There's also a very old RFC 2731 on the subject. The even older paper
on embedding RDF within HTML is certainly worth a read for useful
background even today, although I'd hesitate to recommend its blind
acceptance.

If you're at the level of embedding DC in HTML, then chances are you'd
benefit from looking at PRISM too, maybe even the OAI work. There's
even some UK government rubbish (e-GMS) that you might be forced to
know about, although it's too broken to recommend unless it's mandatory
upon you.
 
A

Alan J. Flavell

With our pedantic hats on, DCMI don't "specify" anything relating to
HTML and <meta> at all.

The DC web site publishes a document,
http://dublincore.org/documents/dcq-html/
whose status claims to be:

|| Status of Document: This is a DCMI Recommendation.

I'm not an expert in DCMI terminology, but I interpreted that as a
DCMI recommendation. Care to show me where I went wrong?
 
A

Andy Dingley

Alan said:
I'm not an expert in DCMI terminology, but I interpreted that as a
DCMI recommendation. Care to show me where I went wrong?

DCMI have a weirder attitude than W3C in terms of what they "recommend"
and how rigorous conformance to these recommendations is.

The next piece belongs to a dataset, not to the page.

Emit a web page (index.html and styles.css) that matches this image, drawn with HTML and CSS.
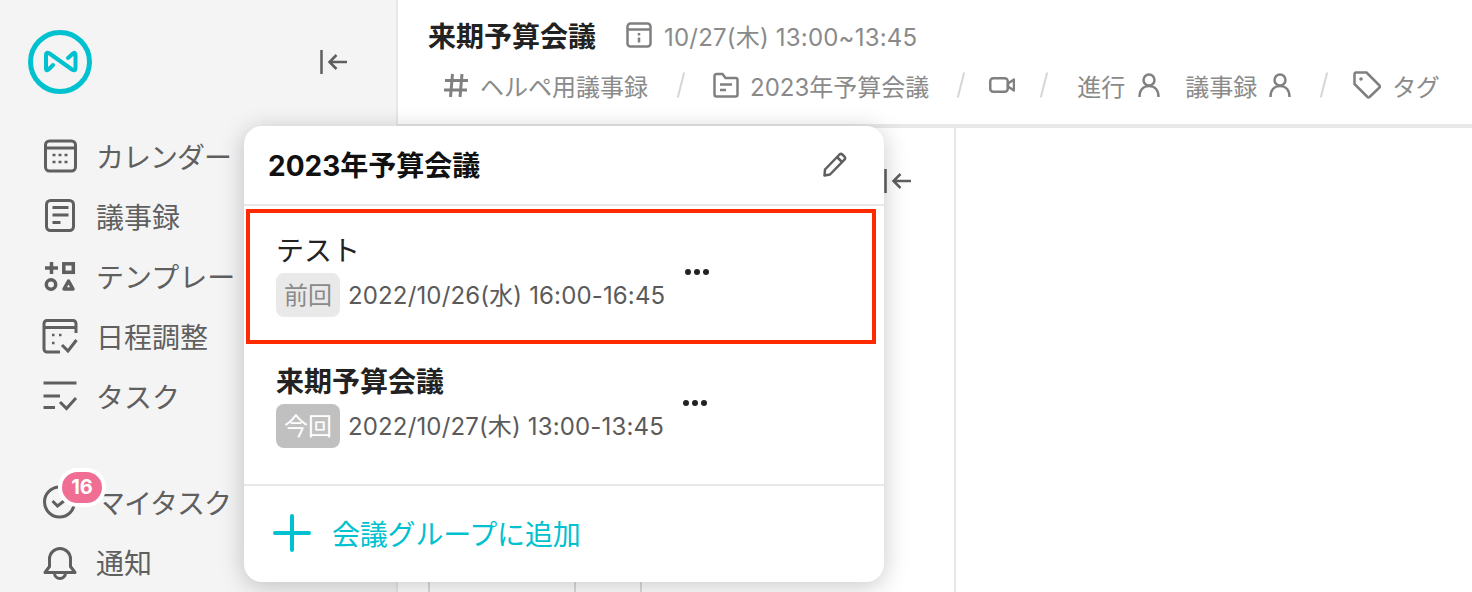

When pushed,
they retrench on how much they claim to define, making DC1.0 qualifiers
less useful for interoperability than needed and DC 1.1 awkward indeed.

Use of DC, and use of DC within HTML, is certainly outside their remit.
It's simply not theirs to define. So follow their (good) advice on how
to do it, follow their equally good principles on how to achieve
interoperability, particularly the 1.0 "dumbing down" principle. Don't
however use the DC guidance as an absolute standard on "conformance"
when judging others' implementations. Any embedding of DC into HTML
that doesn't demonstrably break either of the separate standards is
perfectly "valid", even if it's at odds with this one specific
suggestion.

<h1 class="dc-title" >Foo</h1>
<h2 class="dc-subject" >Bar bat</h2>

is still a perfectly valid embedding of DC/HTML. In some contexts, it
might even be the best of all possible ones.